Mary of Egypt

“The Standing of Mary of Egypt” on last Thursday is the culmination of Lent. In the Church for two months now, we have been taught examples of piety: the repentance of publicans and fornicators, icon worship and hesychasm. Like the Tree of life in the middle of Paradise, the Cross of the Lord is brought to us for worship in the middle of the Lent. As a guide to heaven, “The Ladder” of St John is recommended. And as the highest example of repentance (not for imitation, but for admiration) – the life of St. Mary. The fragile female nature was capable of impossible feats, surpassing the greatest men of desert. Her story fits into a few paragraphs, but can you imagine 47 years in the desert without food and clothing?

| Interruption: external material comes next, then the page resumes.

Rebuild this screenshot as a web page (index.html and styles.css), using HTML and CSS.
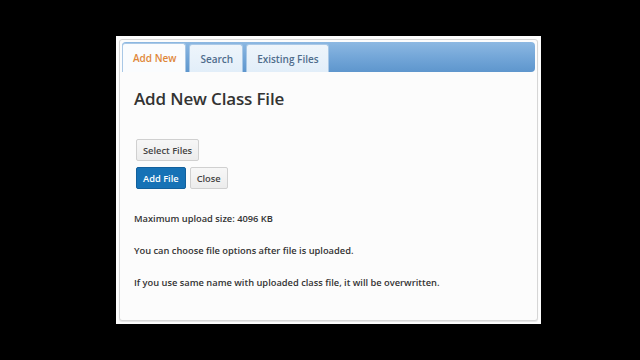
FILE: index.html
```html
<!DOCTYPE html>
<html>
<head>
<meta charset="utf-8">
<link rel="stylesheet" href="styles.css">
</head>
<body>
<div class="stage">
  <div class="dialog">
    <div class="panel">
      <div class="tabbar">
        <div class="tab active">Add New</div>
        <div class="tab">Search</div>
        <div class="tab">Existing Files</div>
      </div>
      <div class="content">
        <h1 class="title">Add New Class File</h1>
        <div class="row"><button class="btn">Select Files</button></div>
        <div class="row gap"><button class="btn primary">Add File</button><button class="btn">Close</button></div>
        <p class="note first">Maximum upload size: 4096 KB</p>
        <p class="note">You can choose file options after file is uploaded.</p>
        <p class="note">If you use same name with uploaded class file, it will be overwritten.</p>
      </div>
    </div>
  </div>
</div>
</body>
</html>
```
FILE: styles.css
```css
html, body { margin: 0; padding: 0; background: #000; }
body { width: 640px; height: 360px; overflow: hidden; font-family: "Open Sans", "Liberation Sans", sans-serif; }
.stage { padding: 36px 0 0 116px; }
.dialog {
  width: 425px; height: 288px; background: #fdfdfd;
  padding: 3px; box-sizing: border-box;
}
.panel {
  height: 282px; box-sizing: border-box; border: 1px solid #d6d6d6; border-radius: 3px;
  padding: 2px 2px; background: #fcfcfc;
  box-shadow: 0 1px 1px #e4e4e4;
}
.tabbar {
  display: flex; gap: 3px; height: 30px; align-items: flex-end;
  background: linear-gradient(#8cb8e2, #6fa3d6 60%, #5e96cd);
  border-radius: 4px; padding-left: 0;
}
.tab {
  height: 28px; box-sizing: border-box; padding: 0 9px 0 10px;
  display: flex; align-items: center;
  background: linear-gradient(#eef5fb, #e2eef9);
  border: 1px solid #a9c8e6; border-bottom: none;
  border-radius: 3px 3px 0 0;
  font-size: 10px; font-weight: 600; color: #4f6d8c;
}
.tab.active { background: #fafcfe; color: #e0873a; height: 29px; }
.content { padding: 15px 0 0 12px; }
.title { margin: 0; font-size: 17px; font-weight: 600; color: #333; letter-spacing: -0.15px; }
.row { display: flex; gap: 4px; margin-left: 2px; }
.title + .row { margin-top: 29px; }
.row.gap { margin-top: 6px; }
.btn {
  font-family: inherit; font-size: 9.3px; font-weight: 600;
  height: 22px; padding: 0 6px; border-radius: 2px;
  background: linear-gradient(#f7f7f7, #ececec); color: #444;
  border: 1px solid #d0d0d0;
}
.btn.primary { background: #1672b6; border-color: #12609c; color: #fff; }
.note { margin: 0; font-size: 9.3px; font-weight: 600; color: #333; }
.note.first { margin-top: 23px; }
.note + .note { margin-top: 19px; }
```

What willpower and desire to please God helped her endure the external and internal fire? On the day of her memory – on the 5th Sunday of Lent – the Canon at Matins commemorates the righteous Job and the poor Lazarus: “As Job in leprosy, eaten by worms, so Lazarus before the gates of the rich prayed: blessed is the God of our fathers. And no one gave him even a crumb from the rich man’s table, but he received instead the bosom of Abraham.” Because none of our sacrifices, nothing earthly, can compare with what God has prepared for those who love Him. “The Kingdom of heaven is like a merchant who, had found one pearl of great price, went and sold all that he had, and bought it” (Matthew 13: 45-46). This pearl is Christ. To be with Him, true Christians are willing to bare with suffering, privation, and even premature death. The main thing is that both life be Christ and death be gain (Epistle to the Philippians, 1: 21).